Boyd doesn't seem to have much interest in creation theology (i.e., the idea that God's redemptive move is to renew creation), at least in this book, but I think the open perspective fits it quite well. How is God to delight in, be surprised by, and wring his hands over our world and its people if the universe is doing nothing other than playing out a clockwork script that God has already written and that knows in every detail?

I recommend this book to anyone who has struggled to make the square peg of "divine foreknowledge" fit with the round hole of the God that we encounter in scripture.

  • Tmartin_prof

    Good review. Thanks.

    Wondering if you had a typo. that you wanted correct though (see third to last word from my quote of your blog entry

    “The viewpoint of classical theology, which holds that God has absolute foreknowledge of everything that will happen in the future, just doesn’t fit with the descriptions we get in scripture – where God is frequently surpirsed, taken aback, even sorrowful for the things God has done.”

  • http://theoprudence.com/ Matt

    Thanks for reading. I assume you are asking about whether I meant to say that God can be sorrowful about things that God has done. Not a typo. See, e.g., Gen 6:6 (“And the Lord was sorry that he had made humankind on the earth, and it grieved him to his heart.”). Open theism takes this statement as it is made – at this point in history, humanity hadn’t turned out the way God had hoped. Humanity’s wickedness before the flood was truly an unexpected thing. This does not mean, Boyd will say, that God was unaware of the *potential* for this outcome. It simply means it was not a part of his dream for creation.

  • Steve Allison

    This all presumes an anthropomorphic God who thinks in a human language with the same kind of emotions that we have.  I’m more fascinated these days with the becoming God of process theology and apophatic considerations. I would like to take a look at the book.  Would do me good.

  • Steve Allison

     This all presumes an anthropomorphic God who thinks in a human language with the same kind of emotions that we have.  I’m more fascinated these days with the becoming God of process theology and apophatic considerations. I would like to take a look at the book.  Would do me good.

  • http://theoprudence.com/ Matt

    Steve-

    You might be interested to know that Boyd is quite insistent that this is NOT process theology. He believes in a creator/God who is omnipotent and, in a sense omniscient. He knows all possibilities for the future, and can even decide he will do certain things in the future for certain. However, SOME possibilities are left open – this is where true human freedom is at play.

    If I understand it correctly, open theology is not process, but process is (necessarily) open.

  • pomke

    I’d always thought (and I can’t tell you why or where this came from) that God, being the creator of everything (including time) logically stands outside of creation and can therefore ‘see’ all time at once. We’re travelling along a timeline which God sees in its entirety, beginning to end, how else could we be known to God before the world began? More poignantly this would mean when God sees us he sees ALL of us, from the moment we’re born untill the moment we’re dying, that moment we did something heroic and the time we did something horrible, all at once.

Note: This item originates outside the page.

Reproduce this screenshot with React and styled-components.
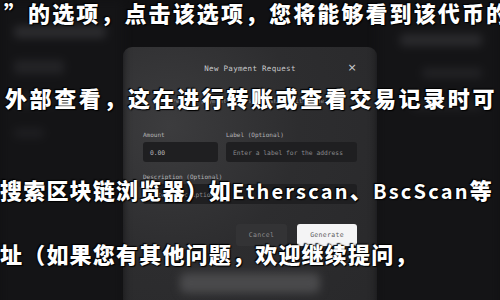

    This doesn’t impose pre-destination for me, nor does it prevent God from working to change my behaviour when he finds it wanting, nor the concept of God finding something disappointing, surprising etc. If we can say that God created time, controls time and exists apart from time (which we must) – And we as beings constrained to experience time as an immutable state of our environment, really there is nothing we can say about how God works, it is impossible for us to know without it being revealed to us by God how he can at the same time see everything forever, but also act within that to change and respond.

    Some things are just not ours to understand.

  • Tim

    I am wondering if it is alright to press you on this point “God outside of time”. I don’t believe the Bible ever says this, indirectly or directly. In fact I wonder, with full respect to you, if the concept of “being outside of time”, is a coherent concept. Outside of sequence? This notion comes from the idea that time is a created thing, rather than simply a description of the succession of events – this happened, then that happened…etc etc. In fact where did this idea of being outside of time ever come from? I’m not sure…..Greek Philosophy perhaps?

  • http://theoprudence.com/ Matt

    Yes. That is exactly Boyd’s argument. A lot of the ideas that drive classical theology are derived from Plato, rather than the Jewish tradition that gave rise to the early Christian community. The Greeks gave us the “God outside of time,” but the Jews always believed in a God who hoped, dreamed, and waited for outcomes, who could be surprised and grieved by the things that people do, and who sometimes reacts to the things that happen in his creation, rather than pre-determining them.